Başkalarının bilgisi ile bilgili olabiliriz ama sadece kendi aklımızla akıllı olabiliriz.

Herkes bizi gibi düşünmek zorunda olmadığını bilir ve söyleriz. Bizim gibi düşünenlere hep daha yakın oluruz, onları akıllı sayarız.

Çok bilgili olmak başka şey; akıllı olmak başka şeydir.

Hemen hepimizin bildiği akıl alabileceğimiz akıllı insanların kimler olduğunu şöyle hatırlayalım hele bir:

‘Akıllı insan, başkalarının aklından da istifade eden insandır.’

Akıllı insan, onu yerinde kullanabilen insandır.

Akıllı insan, ona danışılan insandır.

Akıllı insan, kendine danışıldığında danışanı düşündüren insandır.

Akıllı insan, bilgiye sırt çevirmeyen insandır.

Akıllı insan, mevcut aklıyla övünmeyen insandır.

Akıllı insan, duygularına hakim olan insandır.

Akıllı insan, aptallardan da çok şey öğrenebileceğine inanan insandır.

Akıllı insan, kendini en çok sayıda insanın yerine koyabilen insandır.

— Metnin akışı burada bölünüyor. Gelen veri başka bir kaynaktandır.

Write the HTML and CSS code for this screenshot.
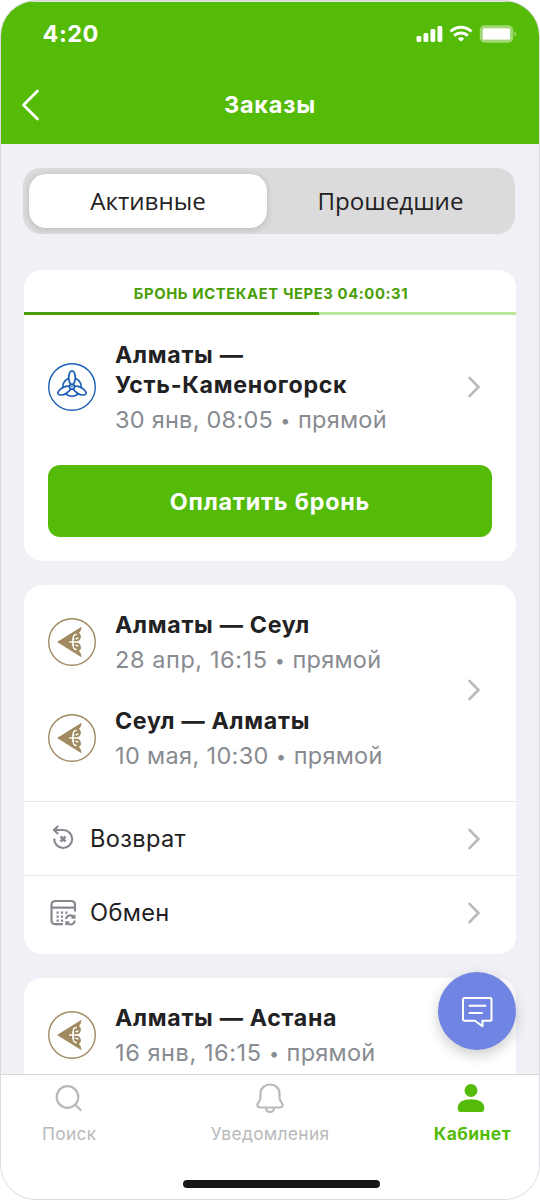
FILE: index.html
```html
<!DOCTYPE html>
<html lang="ru">
<head>
<meta charset="utf-8">
<title>Заказы</title>
<link rel="stylesheet" href="styles.css">
</head>
<body>
<svg width="0" height="0" class="defs" aria-hidden="true">
  <symbol id="chevron" viewBox="0 0 14 24"><path d="M2.500 2.800 11.500 12l-9 9.200" fill="none" stroke="#b9b9b9" stroke-width="2.600" stroke-linecap="round" stroke-linejoin="miter"/></symbol>
  <symbol id="airline-gold" viewBox="0 0 48 48">
    <circle cx="24" cy="24" r="23.300" fill="#fff" stroke="#a08a62" stroke-width="1.400"/>
    <path d="M9 24 33.500 8.800c-.2 3-1 4.800-2.600 6.200 1.800 1 2.400 3 1.800 5-.7 2.200-2.300 3.300-4.400 4 2.100.7 3.700 1.800 4.400 4 .6 2 0 4-1.800 5 1.600 1.400 2.400 3.200 2.600 6.200z" fill="#a08a62"/>
    <path d="M21.200 24h11M24.800 20.500v7M26 22c-2-3 .2-6 2.800-5.400M26 26c-2 3 .2 6 2.800 5.400M27.800 19.800c.2 1.400 2.200 1.200 2-.5M27.800 28.200c.2-1.400 2.200-1.200 2 .5" fill="none" stroke="#fff" stroke-width="1.400"/>
  </symbol>
</svg>
<div class="phone">
  <header class="header">
    <div class="status">
      <span class="time">4:20</span>
      <svg class="status-icons" width="102" height="20" viewBox="0 0 102 20">
        <g fill="#fff">
          <rect x="1.500" y="12" width="4.800" height="6" rx="1.400"/><rect x="8.500" y="9" width="4.800" height="9" rx="1.400"/><rect x="15.500" y="5" width="4.800" height="13" rx="1.400"/><rect x="22.500" y="2" width="4.800" height="16" rx="1.400"/>
          <path d="m46 17.800-3.200-3.300c1.900-1.600 4.500-1.600 6.400 0z"/>
          <rect x="67.700" y="4.300" width="27.500" height="11.400" rx="1.500"/>
        </g>
        <g fill="none" stroke="#fff" stroke-width="3"><path d="M35.500 7.500c5.900-5.700 15.100-5.700 21 0M39.200 11.800c3.800-3.700 9.800-3.700 13.600 0"/></g>
        <rect x="66.300" y="2.800" width="30.400" height="14.400" rx="3.500" fill="none" stroke="#fff" stroke-opacity=".45" stroke-width="3"/>
        <path d="M99.500 7.500c2 .8 2 4.200 0 5z" fill="#fff" opacity=".5"/>
      </svg>
    </div>
    <div class="nav">
      <svg class="back" width="20" height="34" viewBox="0 0 20 34"><path d="M17.500 3 3.500 17l14 14" fill="none" stroke="#fff" stroke-width="2.800" stroke-linecap="round" stroke-linejoin="round"/></svg>
      <h1 class="heading">Заказы</h1>
    </div>
  </header>

  <main class="content">
    <div class="tabs">
      <div class="tab tab-active"><span>Активные</span></div>
      <div class="tab"><span>Прошедшие</span></div>
    </div>

    <section class="card booking">
      <div class="expiry">БРОНЬ ИСТЕКАЕТ ЧЕРЕЗ 04:00:31</div>
      <div class="progress"><div class="progress-fill" style="width:60%"></div></div>
      <div class="row booking-row">
        <svg class="logo" viewBox="0 0 48 48">
          <circle cx="24" cy="24" r="23.300" fill="#fff" stroke="#1a5fb4" stroke-width="1.400"/>
          <g fill="#fff" stroke="#1a5fb4" stroke-width="1.700">
            <circle cx="24" cy="24" r="9.300"/>
            <path id="blade" d="M24 23c-4-3.800-4.200-10.500-1.900-14 1-1.500 2.800-1.500 3.800 0 2.300 3.500 2.100 10.200-1.900 14z"/>
            <use href="#blade" transform="rotate(118 24 23.500)"/>
            <use href="#blade" transform="rotate(-118 24 23.500)"/>
            <circle cx="24" cy="23.800" r="2.500"/>
          </g>
          <circle cx="24" cy="23.800" r=".8" fill="#1a5fb4"/>
        </svg>
        <div class="info">
          <div class="route">Алматы —<br>Усть-Каменогорск</div>
          <div class="when"><span>30 янв, 08:05</span><span class="dot">•</span>прямой</div>
        </div>
        <svg class="chevron"><use href="#chevron"/></svg>
      </div>
      <button class="pay">Оплатить бронь</button>
    </section>

    <section class="card trip">
      <div class="legs">
        <div class="leg-list">
          <div class="row">
            <svg class="logo"><use href="#airline-gold"/></svg>
            <div class="info"><div class="route">Алматы — Сеул</div><div class="when"><span class="date-wide">28 апр, 16:15</span><span class="dot">•</span>прямой</div></div>
          </div>
          <div class="row">
            <svg class="logo"><use href="#airline-gold"/></svg>
            <div class="info"><div class="route">Сеул — Алматы</div><div class="when"><span class="date-mid">10 мая, 10:30</span><span class="dot">•</span>прямой</div></div>
          </div>
        </div>
        <svg class="chevron"><use href="#chevron"/></svg>
      </div>
      <div class="action">
        <svg class="action-icon" width="30" height="30" viewBox="0 0 30 30" fill="none" stroke="#85898f" stroke-width="2.200">
          <path d="M6.200 14.500a9 9 0 1 0 9-8.500H6.500"/><path d="M10.200 2 6 6l4.200 4" stroke-linejoin="round"/><path d="m12.500 12.500 5 5m0-5-5 5" stroke-width="2.500"/>
        </svg>
        <span>Возврат</span>
        <svg class="chevron"><use href="#chevron"/></svg>
      </div>
      <div class="action">
        <svg class="action-icon" width="30" height="30" viewBox="0 0 30 30" fill="none" stroke="#85898f" stroke-width="2.200">
          <path d="M15 26.200H7.500c-2.500 0-4-1.500-4-4V7c0-2.500 1.500-4 4-4H23c2.500 0 4 1.500 4 4v6.500M3.500 9.700H27"/>
          <path d="M8.500 14.600h11M8.500 18.600h7M8.500 22.600h7" stroke-width="2.300" stroke-dasharray="2.200 2.200"/>
          <path d="M18 21.200c.5-4 5.500-5 7.500-2.200m1-2.300v3h-3M26.800 22.700c-.5 4-5.500 5-7.500 2.200m-1 2.300v-3h3" stroke-width="2"/>
        </svg>
        <span>Обмен</span>
        <svg class="chevron"><use href="#chevron"/></svg>
      </div>
    </section>

    <section class="card trip">
      <div class="legs">
        <div class="row">
          <svg class="logo"><use href="#airline-gold"/></svg>
          <div class="info"><div class="route">Алматы — Астана</div><div class="when"><span class="date-wide">16 янв, 16:15</span><span class="dot">•</span>прямой</div></div>
        </div>
      </div>
    </section>
  </main>

  <button class="chat" aria-label="Чат">
    <svg width="34" height="34" viewBox="0 -1 34 34" fill="none" stroke="#fff" stroke-width="2" stroke-linejoin="round" stroke-linecap="round"><path d="M4.500 3H30c.8 0 1.500.7 1.500 1.500v19.700c0 .8-.7 1.500-1.500 1.500h-7.500v5.500L15 25.700H4.500c-.8 0-1.500-.7-1.500-1.500V4.500C3 3.700 3.700 3 4.500 3z"/><path d="M9.500 10.700h16M9.500 18h12.500"/></svg>
  </button>

  <footer class="footer">
    <div class="footer-tabs">
      <div class="footer-tab">
        <svg width="32" height="32" viewBox="0 0 32 32" fill="none" stroke="#b9b9b9" stroke-width="2.200"><circle cx="14.500" cy="15" r="10.800"/><path d="m22 22.500 6.300 6.300"/></svg>
        <span>Поиск</span>
      </div>
      <div class="footer-tab">
        <svg width="32" height="32" viewBox="0 0 32 32" fill="none" stroke="#b9b9b9" stroke-width="2.200"><path d="M6 25.500h20c2.800 0 3.400-3 1.700-4.800-1.800-2-2.200-3.500-2.200-5.700v-3.200C25.500 6.300 21.500 2.500 16 2.500s-9.500 3.800-9.500 9.300V15c0 2.200-.4 3.700-2.200 5.700C2.600 22.500 3.200 25.500 6 25.500zM11.800 26c.5 5.300 7.900 5.300 8.400 0"/></svg>
        <span>Уведомления</span>
      </div>
      <div class="footer-tab footer-tab-active">
        <svg width="32" height="32" viewBox="0 0 32 32" fill="#55bb09"><circle cx="15" cy="8.500" r="6.500"/><path d="M1.800 27v-1.500c0-5.500 5.700-8.300 13.200-8.300s13.200 2.800 13.200 8.300V27c0 2-1 3-2.800 3H4.600c-1.800 0-2.800-1-2.800-3z"/></svg>
        <span>Кабинет</span>
      </div>
    </div>
    <div class="home-bar"></div>
  </footer>
</div>
</body>
</html>
```
FILE: styles.css
```css
* { box-sizing: border-box; }
body { margin: 0; background: #fff; font-family: Inter, "Liberation Sans", sans-serif; color: #1f2123; }
.defs { display: block; position: absolute; }
button { border: 0; padding: 0; font: inherit; }
.phone { position: relative; width: 540px; height: 1200px; display: flex; flex-direction: column; overflow: hidden; border: 1px solid #d9d9de; border-radius: 36px; background: #f0f1f7; }
.header { height: 143px; flex: none; background: #55bb09; color: #fff; border-top: 1px solid #dfe8dc; }
.status { height: 63px; display: flex; justify-content: space-between; align-items: center; padding: 0 22px 0 41.5px; }
.time { font-size: 23.5px; font-weight: 700; letter-spacing: .5px; }
.status-icons { width: 102px; }
.nav { height: 79px; display: grid; grid-template-columns: 20px 1fr 20px; align-items: center; padding: 0 19px; }
.heading { margin: 0; font-size: 23.5px; font-weight: 700; letter-spacing: .8px; text-align: center; }
.content { flex: 1; min-height: 0; overflow: hidden; padding: 24px 23px 0; }
.tabs { display: grid; grid-template-columns: 238px 1fr; height: 66px; padding: 6px; margin: 0 1px 36px -1px; background: #dbdbdb; border-radius: 18px; }
.tab { display: flex; align-items: center; justify-content: center; font: 24.1px "Open Sans", "Noto Sans", sans-serif; padding: 0 0 2px; }
.tab + .tab { padding-left: 5px; }
.tab-active { background: #fff; border-radius: 17px; box-shadow: 0 1px 6px rgba(0, 0, 0, .17); }
.card { background: #fff; border-radius: 18px; overflow: hidden; margin-bottom: 24px; }
.booking { height: 291px; }
.expiry { height: 42px; padding: 5px 0 0 2px; display: flex; align-items: center; justify-content: center; color: #489e05; font-size: 14.800px; font-weight: 700; letter-spacing: .6px; }
.progress { height: 3px; background: #bbe69c; }
.progress-fill { height: 3px; background: #489e05; }
.row { display: flex; align-items: center; }
.logo { width: 48px; height: 48px; flex: none; margin-right: 19px; }
.info { flex: 1; margin: 1px 0 -1px; white-space: nowrap; }
.route { font-size: 23.2px; line-height: 30px; font-weight: 700; letter-spacing: .7px; }
.when { margin-top: 4px; font-size: 23.5px; line-height: 32px; color: #888b91; letter-spacing: .25px; }
.date-wide { letter-spacing: .58px; }
.date-mid { letter-spacing: .35px; }
.dot { display: inline-block; width: 25px; text-align: center; font-size: 18px; line-height: 20px; vertical-align: 1px; }
.chevron { width: 14px; height: 24px; flex: none; }
.booking-row { padding: 24px 35px 30px 24px; }
.pay { display: block; width: 444px; height: 72px; margin: 0 24px; border-radius: 12px; background: #55bb09; color: #fff; font-size: 23.3px; font-weight: 700; letter-spacing: .8px; padding-top: 1px; }
.legs { display: flex; align-items: center; padding: 24px 35px 30px 24px; }
.leg-list { flex: 1; display: grid; gap: 30px; }
.action { height: 74px; display: flex; align-items: center; border-top: 1px solid #e9e9ec; padding: 0 35px 0 24px; font-size: 23.6px; letter-spacing: .35px; }
.action:last-child { height: 79px; padding-bottom: 5px; }
.action-icon { margin-right: 12px; }
.action span { flex: 1; }
.chat { position: absolute; left: 437px; top: 971px; width: 78px; height: 78px; border-radius: 50%; background: #7085e3; display: grid; place-items: center; box-shadow: 0 5px 14px rgba(0, 0, 0, .2); }
.footer { height: 125px; flex: none; background: #fff; border-top: 1px solid #d8d8da; display: flex; flex-direction: column; align-items: center; }
.footer-tabs { width: 100%; height: 108px; padding: 7px 28px 0 41px; display: flex; justify-content: space-between; }
.footer-tab { height: 63px; display: flex; flex-direction: column; align-items: center; gap: 9px; color: #b9b9b9; font-size: 17.4px; line-height: 22px; letter-spacing: .3px; }
.footer-tab:nth-child(2) { margin-left: 10px; }
.footer-tab-active { color: #55bb09; font-weight: 700; letter-spacing: .45px; }
.home-bar { width: 197px; height: 8px; border-radius: 4px; background: #171717; margin: -3px 0 0 22px; }
```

Akıllı insan, akıl gücüne hiçbir şeyin karşı duramayacağına inanan insandır.

Akıllı insan, aldığı akılla daha da zenginleşeceğine inanan inşadır.

Akıllı insan, aklın kişiye sermaye olduğunu bilen insandır.

Özetle akıllı insan, ‘Tatsız aşa tuz neylesin / Akılsız başa söz neylesin.’ atasözümüzü anlayıp uygulayan insandır.

Akıllı insanlardan akıl almayı ihmal etmeyelim aman.